Problem:
Go through the listing and copy each line with the string "page".
— START —
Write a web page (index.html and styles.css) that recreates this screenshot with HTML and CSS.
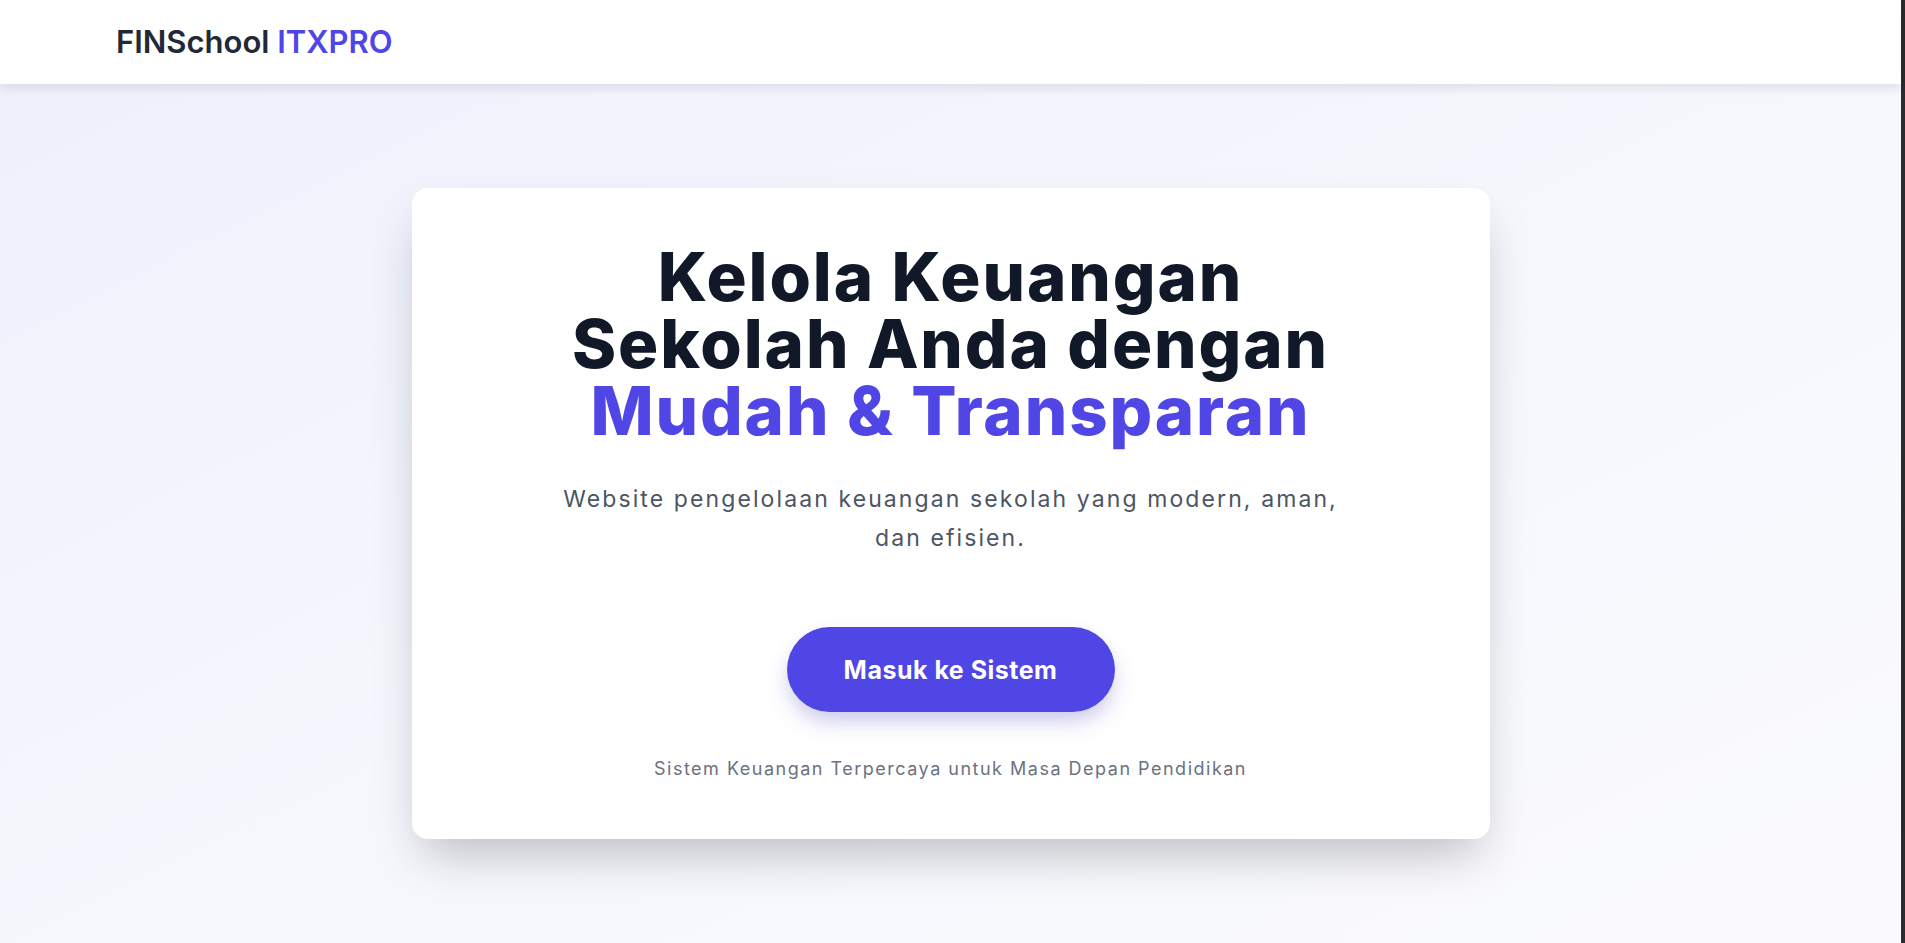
FILE: index.html
```html
<!DOCTYPE html>
<html lang="id">
<head>
<meta charset="utf-8">
<title>FINSchool ITXPRO</title>
<link rel="stylesheet" href="styles.css">
</head>
<body>
<div class="page">
  <div class="main">
    <header class="header">
      <div class="logo"><span class="logo-dark">FINSchool</span> <span class="logo-accent">ITXPRO</span></div>
    </header>
    <section class="hero">
      <div class="card">
        <h1 class="title">
          <span class="title-line">Kelola Keuangan</span>
          <span class="title-line">Sekolah Anda dengan</span>
          <span class="title-line accent">Mudah &amp; Transparan</span>
        </h1>
        <p class="subtitle">Website pengelolaan keuangan sekolah yang modern, aman,<br>dan efisien.</p>
        <a class="btn" href="#">Masuk ke Sistem</a>
        <p class="tagline">Sistem Keuangan Terpercaya untuk Masa Depan Pendidikan</p>
      </div>
    </section>
  </div>
  <div class="edge"></div>
</div>
</body>
</html>
```

FILE: styles.css
```css
* { box-sizing: border-box; }
html, body { margin: 0; padding: 0; height: 100%; }
body {
  font-family: Inter, "Noto Sans", sans-serif;
  color: #111827;
  overflow: hidden;
}
.page {
  display: flex;
  height: 943px;
}
.main {
  flex: 1;
  display: flex;
  flex-direction: column;
  background: linear-gradient(to bottom right, #edf0fc 0%, #f5f7fd 50%, #fbfbfd 100%);
}
.edge {
  width: 4px;
  background: #2b2b2b;
}
.header {
  height: 84px;
  background: #ffffff;
  box-shadow: 0 4px 10px rgba(15, 23, 42, 0.10);
  display: flex;
  align-items: center;
  padding-left: 116px;
  padding-bottom: 2px;
  position: relative;
  z-index: 2;
}
.logo {
  font-size: 31px;
  font-weight: 600;
  letter-spacing: 0;
}
.logo-dark { color: #1f2937; }
.logo-accent { color: #4f46e5; }
.hero {
  flex: 1;
  display: flex;
  align-items: center;
  justify-content: center;
}
.card {
  width: 1078px;
  height: 651px;
  background: #ffffff;
  border-radius: 16px;
  box-shadow: 0 25px 50px -12px rgba(0, 0, 0, 0.25);
  display: flex;
  flex-direction: column;
  align-items: center;
  padding-top: 55px;
}
.title {
  margin: 0;
  font-size: 67px;
  font-weight: 800;
  line-height: 67px;
  text-align: center;
  color: #111827;
  letter-spacing: 1.9px;
}
.title-line { display: block; }
.title .accent { color: #4f46e5; }
.subtitle {
  margin: 36px 0 0;
  font-size: 23px;
  line-height: 39px;
  color: #4b5563;
  text-align: center;
  letter-spacing: 2.1px;
}
.btn {
  margin-top: 69px;
  width: 328px;
  height: 85px;
  border-radius: 999px;
  background: #4f46e5;
  color: #ffffff;
  font-size: 25px;
  font-weight: 700;
  letter-spacing: 0.5px;
  text-decoration: none;
  display: flex;
  align-items: center;
  justify-content: center;
  box-shadow: 0 12px 24px -4px rgba(79, 70, 229, 0.25), 0 8px 16px rgba(0, 0, 0, 0.06);
}
.tagline {
  margin: 43px 0 0;
  font-size: 18px;
  line-height: 28px;
  color: #6b7280;
  text-align: center;
  letter-spacing: 1.5px;
}
```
— END —
Solution to this exercise:
Write a web page (index.html and styles.css) that recreates this screenshot with HTML and CSS.
<div class="page">
.page {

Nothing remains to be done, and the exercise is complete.